What people don’t tell you is that in the course of the next four years, you will fuck up more than perhaps during any other period in your life. In terms of basic life-skills, lab rats have a superior learning curve compared to your average college student. You will take too many shots of Jager, suck down so many bong hits that you temporarily go blind, treat your smelly roommate cruelly, kiss the wrong people, have sex with the wrong people, spend too much time in the library, not spend enough time in the library, forget to call your parents, forget to call your friends from home, call your friends from home too much, skip class, fail an exam, cheat, steal, lie, and on and on and on. With luck, you’ll learn your limits. With luck, you’ll learn from your mistakes.

Whether we’ve benefited from ours? Well, it’s arguable, but below, a few tales of the mistakes we made in college and the lessons we learned.

Ian Sands, Tufts University
During my freshman year, I was involved in a long-distance relationship. It began at the end of my senior year of high school. The two of us, sexless amateurs without a real relationship to our names, were desperate to keep things going despite the fact that we were headed to different cities — she to DC, I to Boston. She had insisted our relationship be open. I went along with it because I was afraid she’d end it altogether if I didn’t.

A few weeks after she arrived at school, on a Friday or Saturday night, I checked my voicemail to find a message from my girlfriend, who was crying, though now I can’t recall exactly what she said. Then another one, saying that she had hooked up with somebody, but that it meant nothing to her. And then one more from a friend of hers, promising me over and over that despite her actions she really did love me. A few nights later, I drank too much and stumbled around campus asking loudly whether anyone wanted to have sex. I ended up locking lips with a friend of mine on a filthy frat-house dance floor, thinking I was evening the score.
Lesson learned: Absence makes the heart go wander.

Anonymous, Boston University
The first thing you should do after making sure your mom isn’t coming back for one last hug before sobbing her way back to upstate New York is duct tape your door shut, from the inside.

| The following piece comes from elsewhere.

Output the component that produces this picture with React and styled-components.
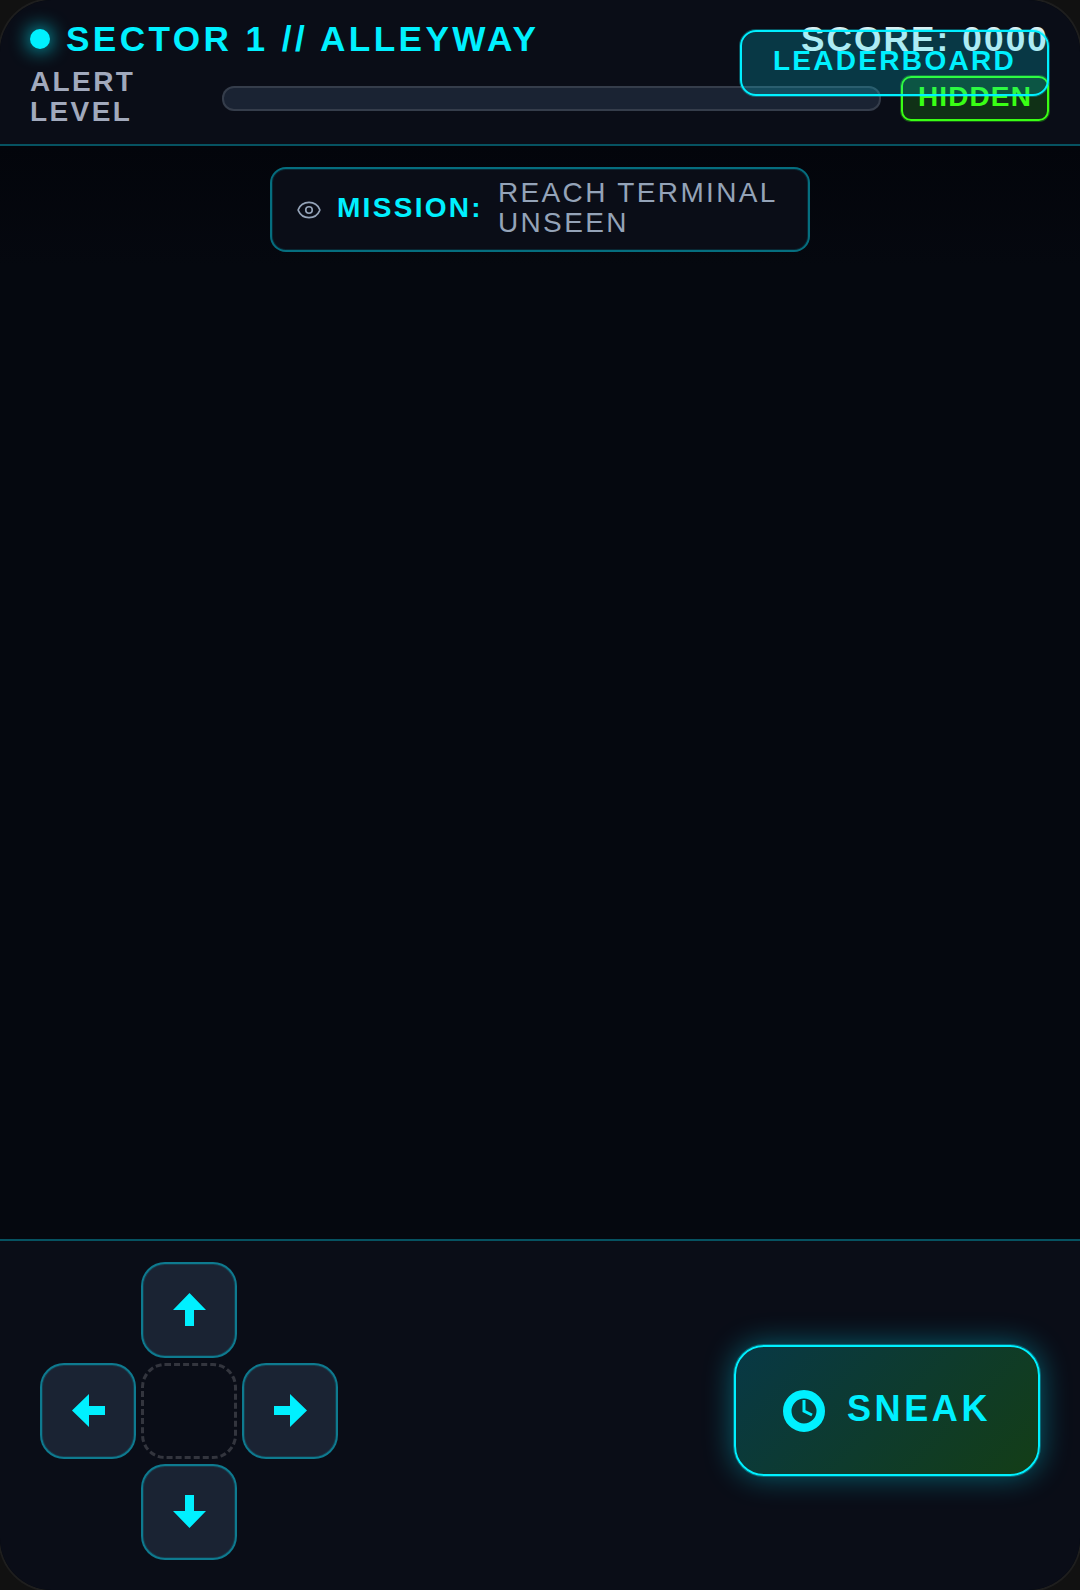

Even if you decide to come and go, attend classes or Pilates or whatever it is you do, you should still heed this advice and duct tape the door shut. For one thing, it will allow you and your roommate to rock bong hits in peace. For another, it will protect you from jackasses like yours truly.

I had a shitty roommate my first semester — stinking rich, wore too much cologne, referred to all of us as “half-breeds.” We came up with lots of boring ways to make his life miserable: storming into the room at 2 am with guitars seemed to work well. But the best pranks we came up with were, unfortunately, things we couldn’t use against him, if only because they would have ruined all my shit too. So instead, we market-tested the ideas elsewhere. The one that worked best? The hair-dryer trick.

It took some preparation, but the results were worth it. Ideally, you’d wait until the victim was going to be out of the room for at least half an hour; you’d need an accomplice who lived within a couple of rooms, an extension cord, and a one-pound bag of flour. First, you lay out big Scarface-size lines of powder on the floor, directly along the base of the door, no higher than the gap at the bottom of the door. Then, plugging in the hair dryer at the nearest available outlet, set to “high heat” and blow the lines under the door. Repeat until flour is gone.

The result, when your victim returns, is a room that has been completely dusted. It is almost impossible to de-flour a room thusly bombed. A damp cloth will turn a dresser into a doughy mess. A vacuum will inevitably scatter as much powder as it sucks in, which isn’t very much. More than likely, the victim will simply surrender and sleep that night in their floury bed, and wake up the next morning looking like a piece of fish ready for the frying pan.
Lesson learned: The most important piece of real estate in any dorm room is the eighth-of-an-inch space between the bottom of your door and its frame.